2024, Earth's hottest year on record
Last year's global average temperature easily passed 2023's record heat and kept going even higher, surpassing the long-term warming limit of 1.5 degrees Celsius (2.7 degrees Fahrenheit ) since the late 1800s that was called for by the 2015 Paris climate pact, according to the European Commission's Copernicus Climate Service, the United Kingdom's Meteorology Office and Japan's weather agency.
The European team calculated 1.6 degrees Celsius (2.89 degrees Fahrenheit) of warming, Japan found 1.57 degrees Celsius (2.83 degrees Fahrenheit) and the British 1.53 degrees Celsius (2.75 degrees Fahrenheit) in releases of data coordinated to early Friday morning European time, the AP report mentioned.

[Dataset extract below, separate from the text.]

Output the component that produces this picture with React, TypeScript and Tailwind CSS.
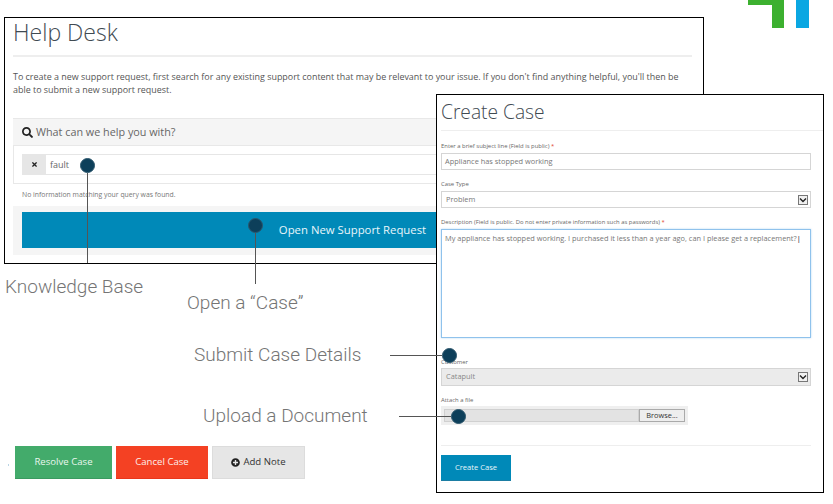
import type { ReactNode } from 'react'
import { FaPlusCircle, FaSearch, FaTimes } from 'react-icons/fa'

const body = { fontFamily: '"Open Sans", sans-serif' }

function Dot() {
  return <div className="size-[15px] shrink-0 rounded-full border border-[#2c566c] bg-[#0d3f5a]" />
}

function CalloutLabel({ children }: { children: string }) {
  return (
    <div className="whitespace-nowrap text-[19px] leading-[24px] font-light text-[#757575]" style={{ fontFamily: 'Roboto, sans-serif' }}>
      {children}
    </div>
  )
}

function FieldLabel({ children, required }: { children: string; required?: boolean }) {
  return (
    <div className="text-[5.9px] leading-[10px] whitespace-nowrap text-[#666]">
      {children} {required && <span className="text-[#e0402a]">*</span>}
    </div>
  )
}

function SelectArrow() {
  return (
    <div className="flex size-[10px] items-center justify-center border border-[#777] bg-[#f0f0f0]">
      <svg viewBox="0 0 8 8" className="size-[8px]">
        <path d="M1 2.5 L4 5.5 L7 2.5" fill="none" stroke="#222" strokeWidth="1.4" />
      </svg>
    </div>
  )
}

function Field({ label, required, className, gap, children }: { label: string; required?: boolean; className: string; gap: string; children: ReactNode }) {
  return (
    <div className={`flex flex-col ${gap} ${className}`}>
      <FieldLabel required={required}>{label}</FieldLabel>
      {children}
    </div>
  )
}

function HelpDesk() {
  return (
    <div className="absolute left-[4px] top-[17px] h-[247px] w-[700px] border border-black bg-white pl-[8px] pr-[11px]">
      <h1 className="h-[37px] text-[23px] leading-[29px] font-light text-[#3f4a52]">Help Desk</h1>
      <div className="h-[2px] bg-[#eeeeee]" />
      <p className="mt-[13px] text-[8.93px] leading-[13px] text-[#555]">
        To create a new support request, first search for any existing support content that may be relevant to your issue. If you don't find anything helpful, you'll then be able to submit a new support request.
      </p>
      <div className="mt-[22px] border-t border-[#e8e8e8] bg-[#f5f5f5]">
        <div className="flex h-[26px] items-center gap-[3px] pl-[9px] text-[10.8px] text-[#666]">
          <FaSearch size={11} className="text-[#222]" />
          What can we help you with?
        </div>
        <div className="h-[39px] border border-[#e8e8e8] bg-white pl-[8px] pt-[8px]">
          <div className="flex h-[21px] border border-[#e6e6e6]">
            <div className="flex w-[23px] items-center justify-center bg-[#e6e6e6]">
              <FaTimes size={7} className="text-[#222]" />
            </div>
            <div className="pl-[4px] text-[9px] leading-[19px] text-[#666]">fault</div>
          </div>
        </div>
        <div className="flex h-[22px] items-center bg-white pl-[9px] text-[6.85px] text-[#777]">
          No information matching your query was found.
        </div>
        <div className="px-[9px] pb-[7px] pt-[6px]">
          <div className="flex h-[36px] items-center justify-center bg-[#0089b8] text-[11.35px] text-[#e8f6fb]">
            Open New Support Request
          </div>
        </div>
      </div>
    </div>
  )
}

function CreateCase() {
  return (
    <div className="absolute left-[436px] top-[94px] flex h-[399px] w-[388px] flex-col border border-black bg-white pl-[4px] pr-[12px]">
      <h1 className="h-[35px] shrink-0 text-[19.2px] leading-[33px] font-light text-[#3f4a52]">Create Case</h1>
      <div className="-mr-[12px] h-px shrink-0 bg-[#eeeeee]" />
      <Field label="Enter a brief subject line (Field is public)" required gap="gap-[2px]" className="mt-[10px]">
        <div className="h-[17px] border border-[#d5d5d5] pl-[3px] text-[7.4px] leading-[15px] text-[#777]">Appliance has stopped working</div>
      </Field>
      <Field label="Case Type" gap="gap-[2px]" className="mt-[9px]">
        <div className="flex h-[17px] items-center justify-between border border-[#d5d5d5] pl-[4px] pr-[2px] text-[7.4px] text-[#777]">
          Problem
          <SelectArrow />
        </div>
      </Field>
      <Field label="Description (Field is public. Do not enter private information such as passwords)" required gap="gap-[2px]" className="mt-[9px]">
        <div className="h-[109px] whitespace-nowrap border border-[#8fc2ec] pl-[3px] pt-px text-[7.4px] leading-[14px] text-[#777] shadow-[0_0_2px_#b7d8f3]">
          My appliance has stopped working. I purchased it less than a year ago, can I please get a replacement?<span className="text-black">|</span>
        </div>
      </Field>
      <Field label="Customer" gap="gap-px" className="mt-[19px]">
        <div className="flex h-[18px] items-center justify-between border border-[#d5d5d5] bg-[#ebebeb] pl-[4px] pr-[2px] text-[7.4px] text-[#888]">
          Catapult
          <SelectArrow />
        </div>
      </Field>
      <Field label="Attach a file" gap="gap-px" className="mt-[9px]">
        <div className="flex h-[19px] w-[247px] items-center bg-[#efefef] pl-[3px]">
          <div className="h-[13px] w-[195px] border border-[#d0d0d0] bg-[#e3e3e3]" />
          <div className="flex h-[13px] w-[46px] items-center justify-center border border-[#aaa] bg-[#eeeeee] text-[7.4px] text-[#333]">Browse...</div>
        </div>
      </Field>
      <div className="mt-[20px] h-px shrink-0 bg-[#eeeeee]" />
      <div className="mt-[9px] flex h-[26px] w-[70px] items-center justify-center border-b border-[#1b7da3] bg-[#0089b8] text-[7.6px] text-[#e8f6fb]">Create Case</div>
    </div>
  )
}

export default function App() {
  return (
    <div className="relative h-[504px] w-[833px] overflow-hidden bg-white" style={body}>
      {/* logo corner */}
      <svg className="absolute left-[748px] top-0" width="61" height="28" viewBox="0 0 61 28">
        <path d="M0 0 H36 V28 H24 V5 H0 Z" fill="#3cb02f" />
        <rect x="48" y="0" width="13" height="28" fill="#0aa7e2" />
      </svg>

      <HelpDesk />
      <CreateCase />

      {/* callouts: each one a dot, a leader line and a label */}
      <div className="absolute left-[5px] top-[158px] flex flex-col items-start">
        <div className="ml-[75px]"><Dot /></div>
        <div className="ml-[82px] h-[90px] w-px bg-[#555]" />
        <div className="mt-[12px]"><CalloutLabel>Knowledge Base</CalloutLabel></div>
      </div>
      <div className="absolute left-[187px] top-[218px] flex flex-col items-start">
        <div className="ml-[61px]"><Dot /></div>
        <div className="ml-[68px] h-[51px] w-px bg-[#555]" />
        <div className="mt-[7px]"><CalloutLabel>Open a “Case”</CalloutLabel></div>
      </div>
      <div className="absolute left-[194px] top-[343px] flex h-[24px] items-center">
        <div className="w-[167px]"><CalloutLabel>Submit Case Details</CalloutLabel></div>
        <div className="ml-[29px] h-px w-[52px] bg-[#555]" />
        <Dot />
      </div>
      <div className="absolute left-[203px] top-[404px] flex h-[24px] items-center">
        <div className="w-[163px]"><CalloutLabel>Upload a Document</CalloutLabel></div>
        <div className="ml-[33px] h-px w-[52px] bg-[#555]" />
        <Dot />
      </div>

      {/* case action buttons */}
      <div className="absolute left-[8px] top-[446px] flex h-[33px] items-stretch text-[9.6px]">
        <div className="mr-[6px] mt-[18px] h-[2px] w-px bg-[#b9d4e4]" />
        <div className="flex w-[97px] items-center justify-center border-b border-[#3a9a60] bg-[#43ab6b] text-[#e9f7ee]">Resolve Case</div>
        <div className="ml-[4px] flex w-[92px] items-center justify-center border-b border-[#e8361a] bg-[#f44123] text-[#fdeeea]">Cancel Case</div>
        <div className="ml-[4px] flex w-[93px] items-center justify-center gap-[3px] border border-[#dcdcdc] bg-[#e6e6e6] text-[#333]">
          <FaPlusCircle size={9} className="text-[#222]" />
          Add Note
        </div>
      </div>
    </div>
  )
}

Global temperatures are soaring "beyond what modern humans have ever experienced", the EU agency said Friday.
However, this still does not mean the internationally-agreed 1.5C warming threshold has been permanently breached, but the Copernicus Climate Change Service said it was drawing dangerously near, an AFP report mentioned.
Los Angeles is grappling with deadly wildfires that have destroyed thousands of buildings and forced tens of thousands to evacuate. US President Joe Biden called the fires the most "devastating" to strike California, emphasising that they serve as proof that "climate change is real."
Copernicus reported that unprecedented warming has caused average temperatures in 2023 and 2024 to exceed pre-industrial levels by more than 1.5 degrees Celsius.
In 2015, around 200 nations agreed in Paris that limiting global warming to 1.5C was critical to avoiding the most severe impacts of climate change. However, the world is far from meeting this goal.
"We are now teetering on the edge of surpassing the 1.5C threshold," said Samantha Burgess, deputy director of Copernicus climate.